--- start Source records ---

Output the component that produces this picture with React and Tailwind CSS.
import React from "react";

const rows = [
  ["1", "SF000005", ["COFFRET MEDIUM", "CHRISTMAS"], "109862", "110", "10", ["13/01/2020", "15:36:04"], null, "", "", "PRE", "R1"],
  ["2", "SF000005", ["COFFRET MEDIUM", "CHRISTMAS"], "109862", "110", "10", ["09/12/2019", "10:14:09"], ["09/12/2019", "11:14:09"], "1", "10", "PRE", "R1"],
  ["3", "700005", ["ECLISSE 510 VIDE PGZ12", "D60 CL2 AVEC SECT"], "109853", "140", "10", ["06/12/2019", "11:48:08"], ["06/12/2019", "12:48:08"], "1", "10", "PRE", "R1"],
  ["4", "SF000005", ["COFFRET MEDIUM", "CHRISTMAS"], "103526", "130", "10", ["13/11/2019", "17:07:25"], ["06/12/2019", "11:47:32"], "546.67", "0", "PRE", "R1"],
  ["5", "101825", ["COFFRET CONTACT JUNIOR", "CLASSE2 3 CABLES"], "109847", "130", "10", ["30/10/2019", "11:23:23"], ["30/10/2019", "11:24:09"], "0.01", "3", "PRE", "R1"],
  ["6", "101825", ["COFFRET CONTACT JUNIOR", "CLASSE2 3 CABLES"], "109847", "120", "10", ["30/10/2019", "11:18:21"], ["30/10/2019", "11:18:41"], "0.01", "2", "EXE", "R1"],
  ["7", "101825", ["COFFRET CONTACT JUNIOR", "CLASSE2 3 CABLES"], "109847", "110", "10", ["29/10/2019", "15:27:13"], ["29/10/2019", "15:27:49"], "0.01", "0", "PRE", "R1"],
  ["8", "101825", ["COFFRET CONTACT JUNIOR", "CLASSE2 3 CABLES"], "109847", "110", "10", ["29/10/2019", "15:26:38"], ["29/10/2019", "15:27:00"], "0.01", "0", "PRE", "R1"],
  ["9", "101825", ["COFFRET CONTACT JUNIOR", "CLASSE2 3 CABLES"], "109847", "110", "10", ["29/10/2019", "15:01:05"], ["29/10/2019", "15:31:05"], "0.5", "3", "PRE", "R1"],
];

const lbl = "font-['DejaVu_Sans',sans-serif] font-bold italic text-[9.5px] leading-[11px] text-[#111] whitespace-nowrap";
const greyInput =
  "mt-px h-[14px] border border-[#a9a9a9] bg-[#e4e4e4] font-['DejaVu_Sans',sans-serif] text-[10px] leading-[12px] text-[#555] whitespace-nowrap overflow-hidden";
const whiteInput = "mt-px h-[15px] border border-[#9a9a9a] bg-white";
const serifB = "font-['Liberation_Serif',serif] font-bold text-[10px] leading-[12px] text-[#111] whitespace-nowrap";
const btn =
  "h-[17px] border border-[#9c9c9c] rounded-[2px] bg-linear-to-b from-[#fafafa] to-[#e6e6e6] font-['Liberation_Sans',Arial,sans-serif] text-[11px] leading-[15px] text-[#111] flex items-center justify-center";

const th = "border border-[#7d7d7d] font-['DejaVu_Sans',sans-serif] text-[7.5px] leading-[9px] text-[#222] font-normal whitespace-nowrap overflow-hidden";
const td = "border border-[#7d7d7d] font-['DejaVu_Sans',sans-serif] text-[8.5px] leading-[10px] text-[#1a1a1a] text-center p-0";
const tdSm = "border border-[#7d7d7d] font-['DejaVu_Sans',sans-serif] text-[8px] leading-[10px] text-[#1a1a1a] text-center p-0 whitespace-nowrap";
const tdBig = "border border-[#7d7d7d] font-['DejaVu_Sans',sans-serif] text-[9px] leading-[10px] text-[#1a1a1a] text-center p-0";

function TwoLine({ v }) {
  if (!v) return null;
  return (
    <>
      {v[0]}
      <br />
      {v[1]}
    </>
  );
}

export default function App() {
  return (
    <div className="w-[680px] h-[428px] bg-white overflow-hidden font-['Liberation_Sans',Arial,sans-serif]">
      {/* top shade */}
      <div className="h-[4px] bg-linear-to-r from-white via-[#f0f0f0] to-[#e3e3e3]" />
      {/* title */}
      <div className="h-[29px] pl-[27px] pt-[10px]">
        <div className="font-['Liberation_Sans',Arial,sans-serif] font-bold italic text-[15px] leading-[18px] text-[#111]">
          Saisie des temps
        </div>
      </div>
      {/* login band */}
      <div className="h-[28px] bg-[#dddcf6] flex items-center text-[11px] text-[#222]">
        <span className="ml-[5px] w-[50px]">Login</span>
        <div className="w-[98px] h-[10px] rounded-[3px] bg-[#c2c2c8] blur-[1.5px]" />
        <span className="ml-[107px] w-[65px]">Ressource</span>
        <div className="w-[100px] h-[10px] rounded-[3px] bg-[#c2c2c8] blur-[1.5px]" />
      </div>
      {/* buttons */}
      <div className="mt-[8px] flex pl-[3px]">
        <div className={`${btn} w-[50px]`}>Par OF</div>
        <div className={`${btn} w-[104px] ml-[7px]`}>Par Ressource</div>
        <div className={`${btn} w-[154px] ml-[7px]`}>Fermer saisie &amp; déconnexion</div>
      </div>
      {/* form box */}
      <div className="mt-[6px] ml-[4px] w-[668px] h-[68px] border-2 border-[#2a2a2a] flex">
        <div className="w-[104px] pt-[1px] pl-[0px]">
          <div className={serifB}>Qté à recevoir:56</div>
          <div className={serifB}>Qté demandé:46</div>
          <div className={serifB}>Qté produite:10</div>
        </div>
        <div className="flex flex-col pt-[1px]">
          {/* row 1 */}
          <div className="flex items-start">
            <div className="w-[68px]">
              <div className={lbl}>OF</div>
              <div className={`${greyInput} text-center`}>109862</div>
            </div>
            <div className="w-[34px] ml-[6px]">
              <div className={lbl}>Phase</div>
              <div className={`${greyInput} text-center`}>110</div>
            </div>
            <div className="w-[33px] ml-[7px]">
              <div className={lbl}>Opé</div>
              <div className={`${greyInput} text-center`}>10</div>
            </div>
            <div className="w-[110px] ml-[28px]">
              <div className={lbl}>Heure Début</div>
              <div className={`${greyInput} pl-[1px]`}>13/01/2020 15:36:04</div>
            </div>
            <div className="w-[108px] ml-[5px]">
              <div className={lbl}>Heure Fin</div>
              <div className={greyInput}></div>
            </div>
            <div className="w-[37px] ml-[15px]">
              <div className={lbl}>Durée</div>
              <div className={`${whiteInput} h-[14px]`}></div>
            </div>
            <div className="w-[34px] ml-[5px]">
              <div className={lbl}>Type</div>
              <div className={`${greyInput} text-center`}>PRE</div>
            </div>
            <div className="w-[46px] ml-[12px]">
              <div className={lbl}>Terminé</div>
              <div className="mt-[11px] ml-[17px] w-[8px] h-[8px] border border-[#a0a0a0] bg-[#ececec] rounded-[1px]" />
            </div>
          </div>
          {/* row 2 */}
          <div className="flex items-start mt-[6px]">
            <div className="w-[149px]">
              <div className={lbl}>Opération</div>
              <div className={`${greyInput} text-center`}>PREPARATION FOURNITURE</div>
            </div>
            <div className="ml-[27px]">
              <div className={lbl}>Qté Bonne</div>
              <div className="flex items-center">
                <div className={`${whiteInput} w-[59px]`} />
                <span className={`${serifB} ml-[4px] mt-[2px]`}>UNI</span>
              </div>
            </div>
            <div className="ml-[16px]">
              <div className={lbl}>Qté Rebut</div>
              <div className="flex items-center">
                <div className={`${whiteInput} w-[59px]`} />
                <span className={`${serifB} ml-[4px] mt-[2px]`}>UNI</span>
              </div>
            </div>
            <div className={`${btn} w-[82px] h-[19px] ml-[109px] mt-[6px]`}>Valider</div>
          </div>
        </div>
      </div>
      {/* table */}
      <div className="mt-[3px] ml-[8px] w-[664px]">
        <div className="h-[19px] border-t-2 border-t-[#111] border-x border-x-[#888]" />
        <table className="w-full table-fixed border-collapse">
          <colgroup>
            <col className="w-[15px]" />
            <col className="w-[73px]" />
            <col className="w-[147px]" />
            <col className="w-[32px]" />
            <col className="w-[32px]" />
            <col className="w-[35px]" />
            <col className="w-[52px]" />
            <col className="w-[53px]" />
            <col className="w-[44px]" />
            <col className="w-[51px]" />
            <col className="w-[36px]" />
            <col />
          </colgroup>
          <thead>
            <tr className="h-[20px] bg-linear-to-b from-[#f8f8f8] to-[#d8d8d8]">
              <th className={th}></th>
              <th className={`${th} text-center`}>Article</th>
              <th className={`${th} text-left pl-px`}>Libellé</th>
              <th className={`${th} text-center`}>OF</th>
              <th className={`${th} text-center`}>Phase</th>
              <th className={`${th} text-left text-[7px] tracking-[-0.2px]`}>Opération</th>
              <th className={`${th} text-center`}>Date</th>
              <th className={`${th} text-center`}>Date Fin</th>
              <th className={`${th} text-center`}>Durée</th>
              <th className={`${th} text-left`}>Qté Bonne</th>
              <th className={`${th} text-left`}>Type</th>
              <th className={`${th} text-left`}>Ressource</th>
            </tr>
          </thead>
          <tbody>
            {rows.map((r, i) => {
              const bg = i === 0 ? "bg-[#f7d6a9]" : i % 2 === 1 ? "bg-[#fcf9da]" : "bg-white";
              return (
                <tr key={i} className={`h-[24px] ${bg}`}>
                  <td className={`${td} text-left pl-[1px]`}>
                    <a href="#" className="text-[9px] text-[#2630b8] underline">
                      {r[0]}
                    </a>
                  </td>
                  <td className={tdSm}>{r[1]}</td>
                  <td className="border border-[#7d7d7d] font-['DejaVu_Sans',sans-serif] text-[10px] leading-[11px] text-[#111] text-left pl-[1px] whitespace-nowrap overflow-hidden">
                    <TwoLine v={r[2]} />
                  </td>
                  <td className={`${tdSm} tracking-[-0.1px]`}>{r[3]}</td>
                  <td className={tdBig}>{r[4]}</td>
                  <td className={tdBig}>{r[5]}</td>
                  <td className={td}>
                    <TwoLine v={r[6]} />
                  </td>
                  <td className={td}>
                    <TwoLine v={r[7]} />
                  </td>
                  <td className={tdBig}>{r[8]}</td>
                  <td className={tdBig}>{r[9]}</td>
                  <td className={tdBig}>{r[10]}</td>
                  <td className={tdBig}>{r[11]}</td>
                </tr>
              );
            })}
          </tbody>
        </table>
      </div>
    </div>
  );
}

--- end Source records ---
--- start Source records ---

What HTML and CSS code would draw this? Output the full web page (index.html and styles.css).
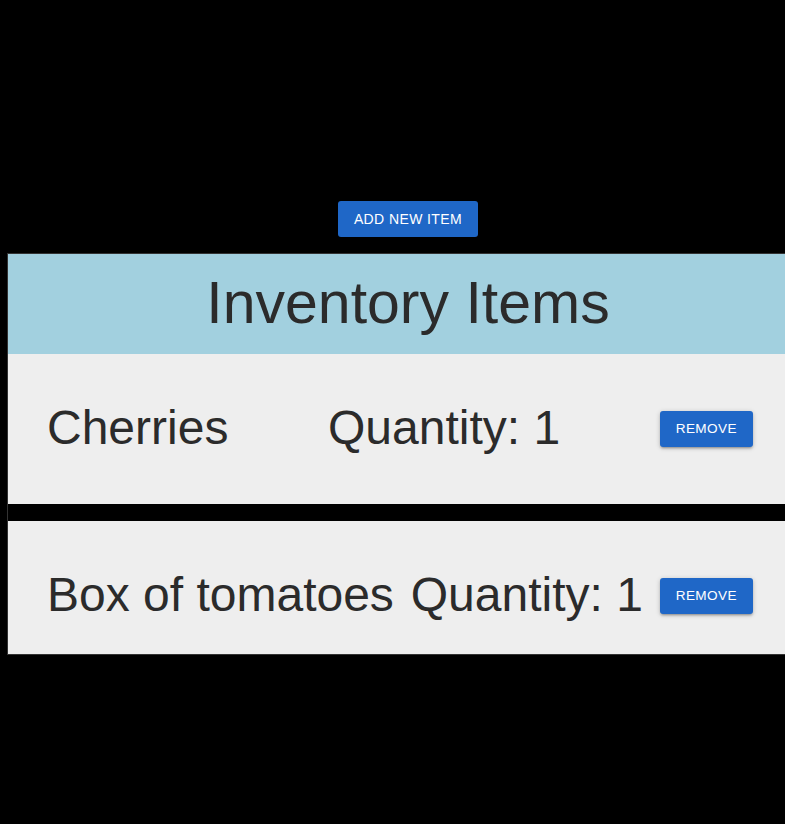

--- end Source records ---
--- start Source records ---

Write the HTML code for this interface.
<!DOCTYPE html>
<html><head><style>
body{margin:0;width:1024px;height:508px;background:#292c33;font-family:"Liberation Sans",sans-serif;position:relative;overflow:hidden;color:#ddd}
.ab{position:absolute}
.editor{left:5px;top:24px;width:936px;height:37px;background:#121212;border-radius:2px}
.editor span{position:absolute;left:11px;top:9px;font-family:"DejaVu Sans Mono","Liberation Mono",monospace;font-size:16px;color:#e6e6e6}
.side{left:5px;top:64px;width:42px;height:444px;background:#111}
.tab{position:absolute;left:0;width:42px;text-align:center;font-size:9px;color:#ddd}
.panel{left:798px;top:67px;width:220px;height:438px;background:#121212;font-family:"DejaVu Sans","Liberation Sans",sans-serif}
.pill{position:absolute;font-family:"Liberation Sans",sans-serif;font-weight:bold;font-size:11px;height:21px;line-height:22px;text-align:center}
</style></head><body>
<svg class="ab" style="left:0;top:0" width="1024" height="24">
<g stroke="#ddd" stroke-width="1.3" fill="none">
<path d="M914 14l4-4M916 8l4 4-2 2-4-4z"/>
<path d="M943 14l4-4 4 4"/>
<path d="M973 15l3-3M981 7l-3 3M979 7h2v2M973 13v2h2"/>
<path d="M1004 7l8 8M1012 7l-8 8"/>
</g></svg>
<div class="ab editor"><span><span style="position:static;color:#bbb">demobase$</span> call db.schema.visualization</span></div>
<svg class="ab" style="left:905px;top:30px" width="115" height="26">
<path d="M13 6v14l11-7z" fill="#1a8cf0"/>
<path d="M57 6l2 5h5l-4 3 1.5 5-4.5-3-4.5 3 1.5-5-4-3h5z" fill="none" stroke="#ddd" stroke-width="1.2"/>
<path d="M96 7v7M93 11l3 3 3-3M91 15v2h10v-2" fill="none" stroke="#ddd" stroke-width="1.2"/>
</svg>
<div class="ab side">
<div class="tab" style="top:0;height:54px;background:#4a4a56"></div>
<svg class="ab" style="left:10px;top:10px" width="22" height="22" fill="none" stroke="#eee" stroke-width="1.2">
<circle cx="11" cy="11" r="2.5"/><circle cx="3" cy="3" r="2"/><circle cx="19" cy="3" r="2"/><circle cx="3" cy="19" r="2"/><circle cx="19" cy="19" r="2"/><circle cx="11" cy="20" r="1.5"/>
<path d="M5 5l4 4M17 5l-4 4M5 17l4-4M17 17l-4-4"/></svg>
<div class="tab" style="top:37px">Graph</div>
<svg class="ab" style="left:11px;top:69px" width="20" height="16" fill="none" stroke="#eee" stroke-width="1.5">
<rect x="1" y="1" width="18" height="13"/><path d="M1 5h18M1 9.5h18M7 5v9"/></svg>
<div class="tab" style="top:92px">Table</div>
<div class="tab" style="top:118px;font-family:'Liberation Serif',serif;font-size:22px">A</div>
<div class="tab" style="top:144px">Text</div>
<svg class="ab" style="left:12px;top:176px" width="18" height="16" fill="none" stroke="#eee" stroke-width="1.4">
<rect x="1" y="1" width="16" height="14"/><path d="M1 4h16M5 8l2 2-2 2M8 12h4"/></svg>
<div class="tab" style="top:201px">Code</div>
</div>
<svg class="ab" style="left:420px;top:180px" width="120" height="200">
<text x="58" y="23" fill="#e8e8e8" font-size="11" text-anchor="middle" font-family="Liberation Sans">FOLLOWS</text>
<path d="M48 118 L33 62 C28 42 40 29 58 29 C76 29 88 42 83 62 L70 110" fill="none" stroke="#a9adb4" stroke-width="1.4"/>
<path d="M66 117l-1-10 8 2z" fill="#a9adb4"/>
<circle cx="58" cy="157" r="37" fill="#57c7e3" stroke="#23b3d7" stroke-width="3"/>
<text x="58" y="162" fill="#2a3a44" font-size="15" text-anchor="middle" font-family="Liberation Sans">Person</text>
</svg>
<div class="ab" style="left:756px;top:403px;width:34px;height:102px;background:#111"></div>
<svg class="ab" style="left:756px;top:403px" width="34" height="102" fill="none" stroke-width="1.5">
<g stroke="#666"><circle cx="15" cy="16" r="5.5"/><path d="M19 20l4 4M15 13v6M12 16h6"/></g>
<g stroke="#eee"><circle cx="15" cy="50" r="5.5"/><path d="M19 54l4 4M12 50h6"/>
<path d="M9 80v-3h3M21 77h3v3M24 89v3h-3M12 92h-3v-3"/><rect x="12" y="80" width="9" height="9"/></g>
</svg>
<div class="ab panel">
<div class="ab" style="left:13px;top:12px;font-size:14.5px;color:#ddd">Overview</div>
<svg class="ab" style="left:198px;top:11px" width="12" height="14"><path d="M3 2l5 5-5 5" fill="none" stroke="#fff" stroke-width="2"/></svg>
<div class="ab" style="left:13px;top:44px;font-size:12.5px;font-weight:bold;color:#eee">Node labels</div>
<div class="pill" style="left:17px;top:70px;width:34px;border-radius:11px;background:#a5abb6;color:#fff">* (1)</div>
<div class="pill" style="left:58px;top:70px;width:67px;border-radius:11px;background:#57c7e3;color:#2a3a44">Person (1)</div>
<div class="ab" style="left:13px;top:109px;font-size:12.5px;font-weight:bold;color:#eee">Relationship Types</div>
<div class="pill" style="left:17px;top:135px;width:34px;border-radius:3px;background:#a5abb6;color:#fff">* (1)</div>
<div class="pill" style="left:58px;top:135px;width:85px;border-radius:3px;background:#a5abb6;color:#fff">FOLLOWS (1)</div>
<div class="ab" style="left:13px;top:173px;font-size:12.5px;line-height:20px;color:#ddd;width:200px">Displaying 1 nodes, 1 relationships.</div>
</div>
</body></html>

--- end Source records ---

Reproduce only the lines from the one containing "Output the component" through the one containing "import React from", inclusive of both.

Output the component that produces this picture with React and Tailwind CSS.
import React from "react";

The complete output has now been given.